Ex-dancer Hortense Allen Jordan dies at 88
Hortense Allen Jordan, 88, a dancer, choreographer, producer and costume designer in East Coast clubs and theaters for more than five decades, died March 15 of heart failure at Golden Living in Germantown. She was a longtime resident of North Philadelphia.
Hortense Allen Jordan, 88, a dancer, choreographer, producer and costume designer in East Coast clubs and theaters for more than five decades, died March 15 of heart failure at Golden Living in Germantown. She was a longtime resident of North Philadelphia.
LaVaughn Robinson, Philadelphia's master tap dancer, who died in January, often spoke of being transfixed by Mrs. Jordan when the curtains opened at the Earl Theatre in the late 1950s. She was dancing atop a drum. "She looked like a giant," he said. And a giant of the stage she was.
Mrs. Jordan's imposing figure was often at the head of chorus lines at the Paramount on Broadway, the Apollo Theater, Club Harlem in Atlantic City, and the Robin Hood Dell in Fairmount Park.
Mrs. Jordan produced shows that headlined boxing champion (and tap dancer) Sugar Ray Robinson, bandleader Louis Jordan, and singer James Brown.
Undeterred by the refusal of many costume houses to rent to black companies, she designed and sewed dazzling costumes that graced her shows, which she choreographed.
Raised in East St. Louis, Ill., Mrs. Jordan, the eighth of 13 children, dreamed of being a doctor. With no money for college, she began dancing professionally at 14 before graduating from high school.
She formed her own chorus line by the time she was 20 and performed in Midwestern clubs and theaters to rave reviews before coming east in 1954.
In 1955, she married Theodore Jordan, a Philadelphia detective and later commissioner of the city's Recreation Department. They bought five homes in North Philadelphia and ran Jordan's Personal Care boarding homes for the handicapped and infirm. Theodore Jordan died in 1994.
"My grandmother loved to take care of people. She and her boarding-house staff fed and clothed her tenants and made sure they took their medicine and had rides to the doctor," Candice Lee said. "When she was not traveling, she also had dinner on the table for her grandchildren every day at 4 p.m. - and she continued to dance and make costumes."
In 1994, Mrs. Jordan was artistic director for Stepping in Time, a music and dance revue of African American performers produced by the Philadelphia Folklore Project. She is one of four African American women whose dancing careers are featured in the video documentary Plenty of Good Women Dancers, which has been shown on public television and screened at the Black Lily Festival.

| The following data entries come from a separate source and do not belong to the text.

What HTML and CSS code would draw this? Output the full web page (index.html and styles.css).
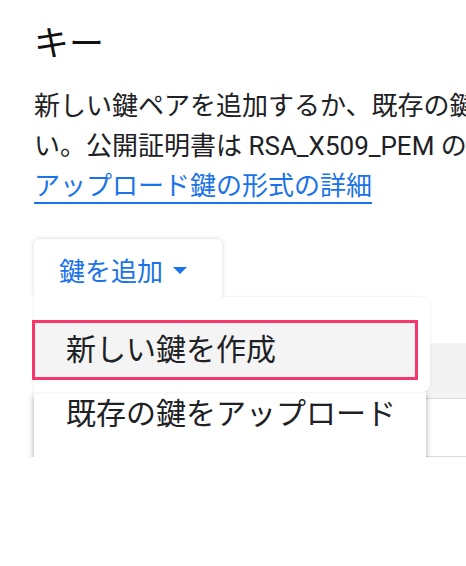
FILE: index.html
```html
<!DOCTYPE html>
<html lang="ja">
<head>
<meta charset="utf-8">
<title>キー</title>
<link rel="stylesheet" href="styles.css">
</head>
<body>
<main class="page">
  <h1 class="title">キー</h1>
  <p class="desc">
    <span class="line">新しい鍵ペアを追加するか、既存の鍵をアップロードしてくださ</span>
    <span class="line">い。公開証明書は RSA_X509_PEM の形式である必要があります。</span>
    <span class="line"><a class="link" href="#">アップロード鍵の形式の詳細</a></span>
  </p>
  <div class="actions">
    <button class="add-btn" type="button">鍵を追加<span class="caret"></span></button>
    <div class="menu-top">
      <div class="menu-item is-focused">新しい鍵を作成</div>
    </div>
    <div class="menu-bottom">
      <div class="menu-item">既存の鍵をアップロード</div>
    </div>
  </div>
  <div class="table">
    <div class="table-head"></div>
    <div class="table-row"></div>
  </div>
</main>
</body>
</html>
```

FILE: styles.css
```css
html, body {
  margin: 0;
  padding: 0;
  background: #ffffff;
  overflow: hidden;
}

body {
  font-family: Roboto, "Noto Sans CJK JP", sans-serif;
  color: #202124;
}

.page {
  padding-left: 34px;
  width: 700px;
}

.title {
  margin: 23px 0 0 0;
  font-size: 35px;
  font-weight: 400;
  line-height: 44px;
  color: #111111;
}

.desc {
  margin: 19px 0 0 0;
  font-size: 26px;
  line-height: 40px;
}

.line {
  display: block;
  white-space: nowrap;
}

.link {
  color: #1a73e8;
  text-decoration: underline;
  text-decoration-thickness: 2px;
  text-underline-offset: 7px;
}

.actions {
  position: relative;
  margin-top: 33px;
  height: 58px;
}

.add-btn {
  position: relative;
  z-index: 3;
  display: flex;
  align-items: center;
  box-sizing: border-box;
  width: 188px;
  height: 58px;
  margin: 0;
  padding: 8px 0 0 25px;
  border: none;
  border-radius: 5px 5px 0 0;
  background: #ffffff;
  box-shadow: 0 0 4px rgba(0, 0, 0, 0.18);
  clip-path: inset(-8px -8px 0 -8px);
  font-family: inherit;
  font-size: 26px;
  color: #1a73e8;
  line-height: 40px;
}

.caret {
  width: 0;
  height: 0;
  margin-left: 10px;
  margin-top: -4px;
  border-left: 7px solid transparent;
  border-right: 7px solid transparent;
  border-top: 7px solid #1a73e8;
}

.menu-top {
  position: absolute;
  z-index: 2;
  left: 0;
  top: 58px;
  width: 396px;
  height: 95px;
  box-sizing: border-box;
  padding-top: 23px;
  background: #ffffff;
  border-radius: 0 8px 8px 0;
  box-shadow: 0 0 3px rgba(0, 0, 0, 0.1);
}

.menu-bottom {
  position: absolute;
  z-index: 1;
  left: 0;
  top: 153px;
  width: 392px;
  height: 71px;
  box-sizing: border-box;
  padding-top: 2px;
  background: #ffffff;
  box-shadow: 0 3px 6px rgba(0, 0, 0, 0.35);
}

.menu-item {
  box-sizing: border-box;
  padding-left: 32px;
  font-size: 30px;
  line-height: 40px;
  color: #202124;
  white-space: nowrap;
}

.is-focused {
  display: flex;
  align-items: center;
  margin-left: -2px;
  width: 386px;
  height: 60px;
  padding-left: 31px;
  background: #f4f4f4;
  border: 3px solid #f7376b;
}

.table {
  margin-top: 46px;
}

.table-head {
  height: 55px;
  background: #f3f3f3;
  border-bottom: 1px solid #dadce0;
}

.table-row {
  height: 57px;
  border-bottom: 1px solid #dadce0;
}
```
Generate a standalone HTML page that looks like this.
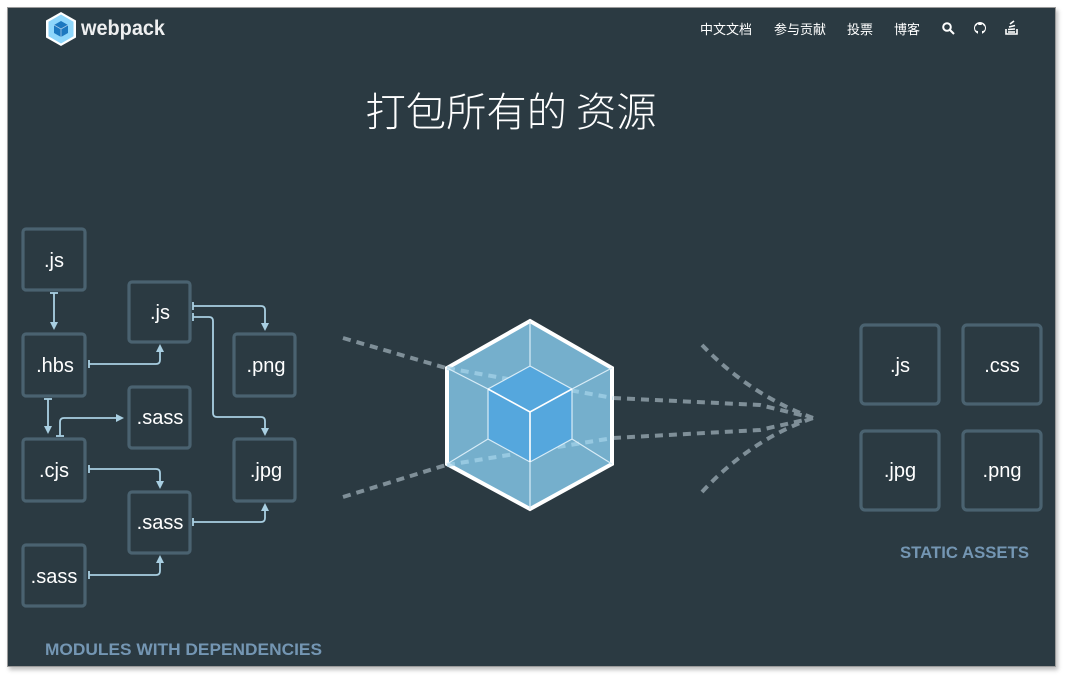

"For six decades, Hortense Allen Jordan was seldom given credit. Her achievements were known largely as word of mouth among contemporaries," said Germaine Ingram, LaVaughn Robinson's tap partner, associate director of the Philadelphia Folklore Project, and coproducer of Plenty.
Mrs. Jordan was paid a pittance in 1947 for dancing with Billy Eckstine and his orchestra in the movie Rhythm in a Riff.
"Miraculously, we found a video of her performance and showed it to her," Ingram said. "Looking at Rhythm in a Riff 50 years later was the first time she ever saw herself dance."
In addition to her granddaughter, Mrs. Jordan is survived by a son, Philip Allen, and four other grandchildren. Son Dewey Allen died in 1975, and son Theodore Jordan Sr. died in 1998.
Friends may visit at 9 a.m. tomorrow at Our Lady of Hope Roman Catholic Church, 19th and Tioga Streets. A Funeral Mass will follow at 10. Burial will be in Ivy Hill Cemetery.